Copy out each line in the material below that has the word "styles".

* * * *

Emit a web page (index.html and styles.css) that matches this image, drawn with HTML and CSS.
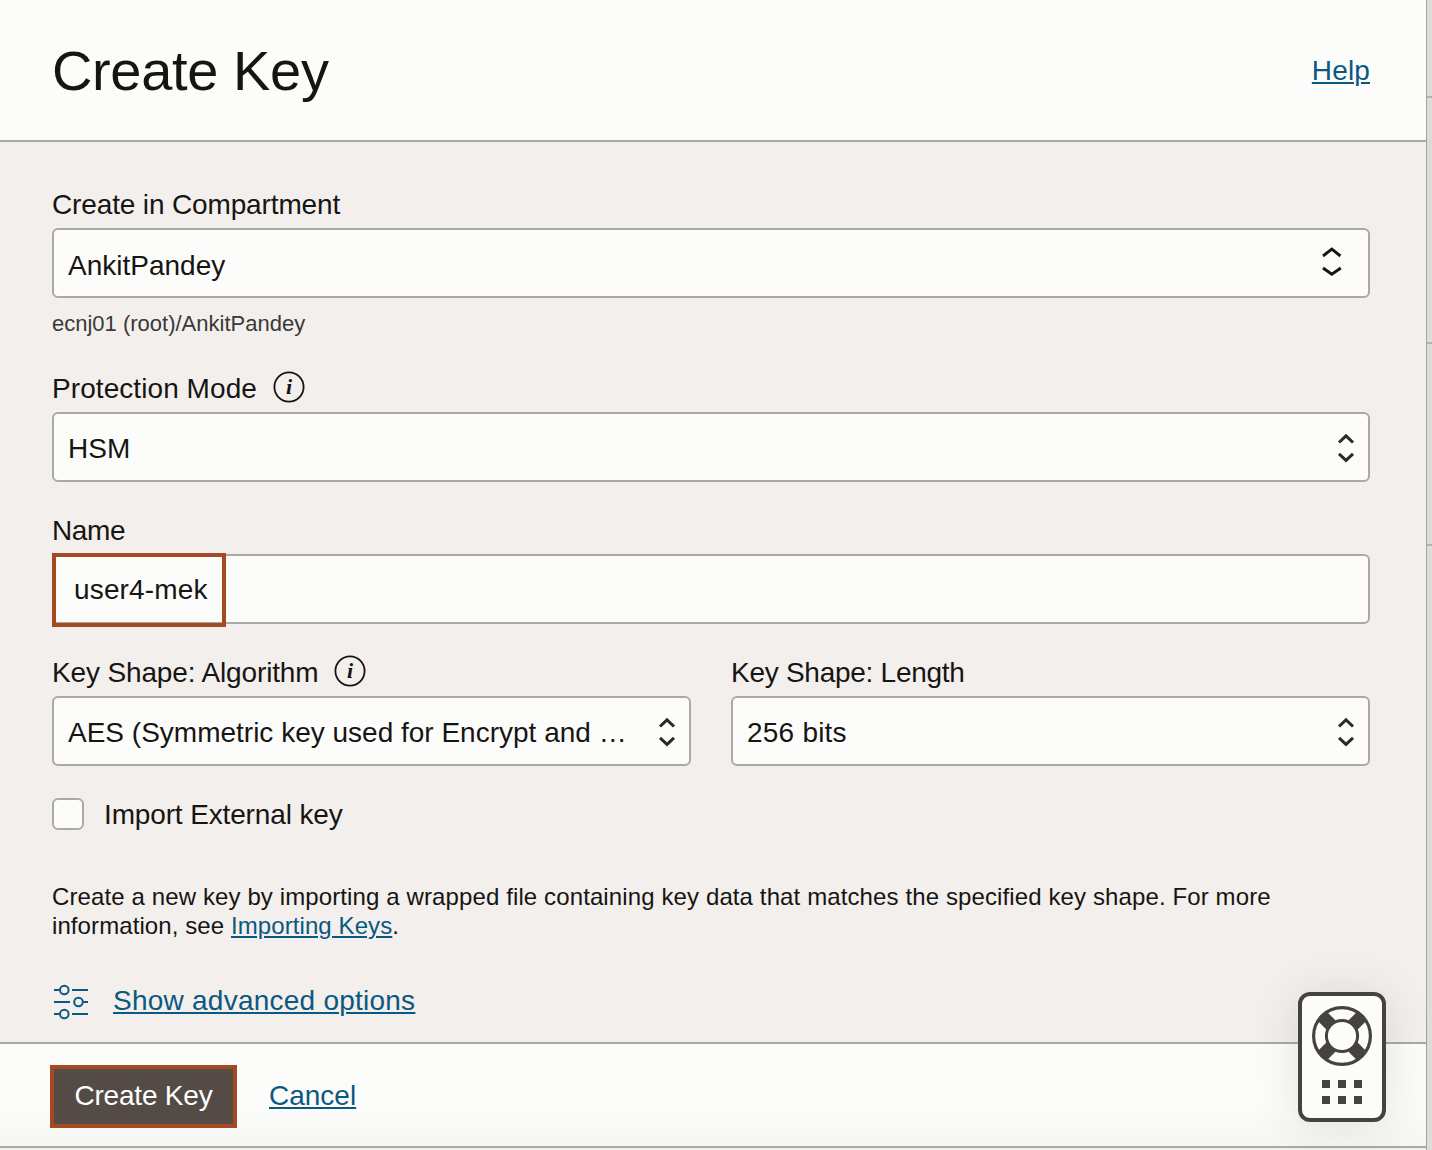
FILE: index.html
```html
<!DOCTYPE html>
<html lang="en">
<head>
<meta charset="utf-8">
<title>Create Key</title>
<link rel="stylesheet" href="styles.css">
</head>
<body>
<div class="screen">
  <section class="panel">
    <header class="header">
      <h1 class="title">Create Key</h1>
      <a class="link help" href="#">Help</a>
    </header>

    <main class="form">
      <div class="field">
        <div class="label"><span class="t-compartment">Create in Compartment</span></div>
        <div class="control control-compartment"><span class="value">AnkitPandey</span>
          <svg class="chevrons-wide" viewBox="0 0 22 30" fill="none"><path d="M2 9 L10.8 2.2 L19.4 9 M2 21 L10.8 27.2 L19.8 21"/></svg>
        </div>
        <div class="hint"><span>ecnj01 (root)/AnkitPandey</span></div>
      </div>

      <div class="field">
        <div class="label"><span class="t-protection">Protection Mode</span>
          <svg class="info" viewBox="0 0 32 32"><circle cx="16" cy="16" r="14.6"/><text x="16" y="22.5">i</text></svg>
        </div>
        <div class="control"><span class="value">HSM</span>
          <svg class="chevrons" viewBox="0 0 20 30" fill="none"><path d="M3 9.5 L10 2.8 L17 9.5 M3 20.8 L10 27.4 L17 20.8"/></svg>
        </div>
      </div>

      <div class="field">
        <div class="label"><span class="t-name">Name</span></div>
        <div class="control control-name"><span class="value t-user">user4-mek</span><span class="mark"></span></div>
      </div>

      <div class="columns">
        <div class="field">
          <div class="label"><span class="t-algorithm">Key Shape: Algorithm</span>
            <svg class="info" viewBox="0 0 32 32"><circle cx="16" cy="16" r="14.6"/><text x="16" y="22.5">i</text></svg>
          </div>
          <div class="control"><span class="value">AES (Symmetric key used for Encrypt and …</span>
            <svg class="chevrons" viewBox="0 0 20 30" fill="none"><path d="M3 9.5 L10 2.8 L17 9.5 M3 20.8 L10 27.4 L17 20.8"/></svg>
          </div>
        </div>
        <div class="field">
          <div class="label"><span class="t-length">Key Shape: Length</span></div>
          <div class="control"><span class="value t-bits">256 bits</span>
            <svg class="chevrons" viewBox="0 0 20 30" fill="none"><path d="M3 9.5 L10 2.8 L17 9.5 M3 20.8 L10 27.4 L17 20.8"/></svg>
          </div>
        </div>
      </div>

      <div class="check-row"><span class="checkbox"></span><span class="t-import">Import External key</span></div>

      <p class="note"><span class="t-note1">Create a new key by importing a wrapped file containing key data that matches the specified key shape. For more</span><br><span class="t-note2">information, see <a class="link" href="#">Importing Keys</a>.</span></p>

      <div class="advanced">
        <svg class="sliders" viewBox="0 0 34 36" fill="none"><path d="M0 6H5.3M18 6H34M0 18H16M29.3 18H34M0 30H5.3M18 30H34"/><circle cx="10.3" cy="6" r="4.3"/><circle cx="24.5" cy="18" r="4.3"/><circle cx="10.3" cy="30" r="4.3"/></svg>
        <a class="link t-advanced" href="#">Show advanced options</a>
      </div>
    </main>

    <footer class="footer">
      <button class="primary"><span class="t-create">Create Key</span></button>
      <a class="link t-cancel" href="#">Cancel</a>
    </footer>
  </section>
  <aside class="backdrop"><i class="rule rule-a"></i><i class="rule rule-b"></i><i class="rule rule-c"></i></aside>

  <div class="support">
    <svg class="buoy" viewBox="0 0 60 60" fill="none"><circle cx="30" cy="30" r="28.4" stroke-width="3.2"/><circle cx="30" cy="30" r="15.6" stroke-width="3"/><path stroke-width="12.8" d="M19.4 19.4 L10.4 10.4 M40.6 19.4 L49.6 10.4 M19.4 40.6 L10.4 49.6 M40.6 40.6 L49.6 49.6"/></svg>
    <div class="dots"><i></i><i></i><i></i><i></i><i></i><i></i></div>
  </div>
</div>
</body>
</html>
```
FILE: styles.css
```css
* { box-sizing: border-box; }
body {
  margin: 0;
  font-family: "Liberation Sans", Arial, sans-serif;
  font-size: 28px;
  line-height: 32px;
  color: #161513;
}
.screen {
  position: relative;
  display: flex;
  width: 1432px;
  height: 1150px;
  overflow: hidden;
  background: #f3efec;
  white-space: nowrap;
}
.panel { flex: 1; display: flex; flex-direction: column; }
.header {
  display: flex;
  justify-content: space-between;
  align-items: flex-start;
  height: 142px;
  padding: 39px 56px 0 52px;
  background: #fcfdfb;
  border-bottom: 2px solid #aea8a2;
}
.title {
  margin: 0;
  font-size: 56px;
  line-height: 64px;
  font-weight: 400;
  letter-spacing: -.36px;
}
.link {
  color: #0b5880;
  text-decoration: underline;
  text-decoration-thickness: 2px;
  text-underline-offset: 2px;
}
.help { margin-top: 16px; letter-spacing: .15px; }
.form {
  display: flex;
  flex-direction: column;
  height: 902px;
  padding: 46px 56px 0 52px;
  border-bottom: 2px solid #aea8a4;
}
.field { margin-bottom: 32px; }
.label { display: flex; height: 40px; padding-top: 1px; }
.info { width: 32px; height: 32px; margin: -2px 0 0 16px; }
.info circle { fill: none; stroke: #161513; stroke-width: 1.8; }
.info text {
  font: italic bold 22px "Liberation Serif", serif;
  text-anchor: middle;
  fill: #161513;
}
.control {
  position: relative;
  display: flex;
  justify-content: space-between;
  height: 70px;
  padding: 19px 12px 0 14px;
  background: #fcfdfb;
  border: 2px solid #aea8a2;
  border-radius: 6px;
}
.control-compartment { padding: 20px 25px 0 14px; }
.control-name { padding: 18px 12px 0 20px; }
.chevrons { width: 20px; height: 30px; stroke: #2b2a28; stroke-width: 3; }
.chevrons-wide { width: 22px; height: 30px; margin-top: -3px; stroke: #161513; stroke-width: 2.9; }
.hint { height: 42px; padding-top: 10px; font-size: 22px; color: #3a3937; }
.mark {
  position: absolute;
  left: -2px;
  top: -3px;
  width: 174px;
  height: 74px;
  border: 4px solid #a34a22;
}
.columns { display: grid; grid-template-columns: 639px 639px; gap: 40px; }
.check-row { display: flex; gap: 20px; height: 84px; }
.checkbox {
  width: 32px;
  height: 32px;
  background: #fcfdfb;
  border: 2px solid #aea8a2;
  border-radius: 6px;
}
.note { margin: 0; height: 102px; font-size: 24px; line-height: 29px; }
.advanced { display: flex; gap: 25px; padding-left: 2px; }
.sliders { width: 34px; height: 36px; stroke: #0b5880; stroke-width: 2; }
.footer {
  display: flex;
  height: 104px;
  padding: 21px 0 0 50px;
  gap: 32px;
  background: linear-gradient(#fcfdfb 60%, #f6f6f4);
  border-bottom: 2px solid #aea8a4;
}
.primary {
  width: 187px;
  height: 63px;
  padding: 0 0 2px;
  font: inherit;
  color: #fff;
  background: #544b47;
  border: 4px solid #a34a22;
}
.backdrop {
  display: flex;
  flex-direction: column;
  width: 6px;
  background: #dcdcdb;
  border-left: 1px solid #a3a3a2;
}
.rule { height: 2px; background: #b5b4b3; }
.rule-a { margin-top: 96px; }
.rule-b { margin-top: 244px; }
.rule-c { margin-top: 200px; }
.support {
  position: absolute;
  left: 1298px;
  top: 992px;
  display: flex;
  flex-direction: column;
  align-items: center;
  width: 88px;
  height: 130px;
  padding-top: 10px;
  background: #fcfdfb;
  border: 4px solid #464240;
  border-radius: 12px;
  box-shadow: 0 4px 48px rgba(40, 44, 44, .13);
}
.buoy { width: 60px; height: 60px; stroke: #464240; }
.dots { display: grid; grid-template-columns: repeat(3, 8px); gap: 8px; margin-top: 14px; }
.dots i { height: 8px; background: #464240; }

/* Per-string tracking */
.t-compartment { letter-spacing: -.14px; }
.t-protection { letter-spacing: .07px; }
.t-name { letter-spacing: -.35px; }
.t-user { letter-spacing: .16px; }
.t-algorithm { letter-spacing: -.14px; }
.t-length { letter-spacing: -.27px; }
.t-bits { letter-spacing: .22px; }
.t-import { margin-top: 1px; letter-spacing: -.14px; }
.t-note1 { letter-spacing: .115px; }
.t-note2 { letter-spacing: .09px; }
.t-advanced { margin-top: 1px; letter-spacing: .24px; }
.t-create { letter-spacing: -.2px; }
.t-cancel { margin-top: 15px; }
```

* * * *

◆ **Written solution**:
Emit a web page (index.html and styles.css) that matches this image, drawn with HTML and CSS.
<link rel="stylesheet" href="styles.css">
FILE: styles.css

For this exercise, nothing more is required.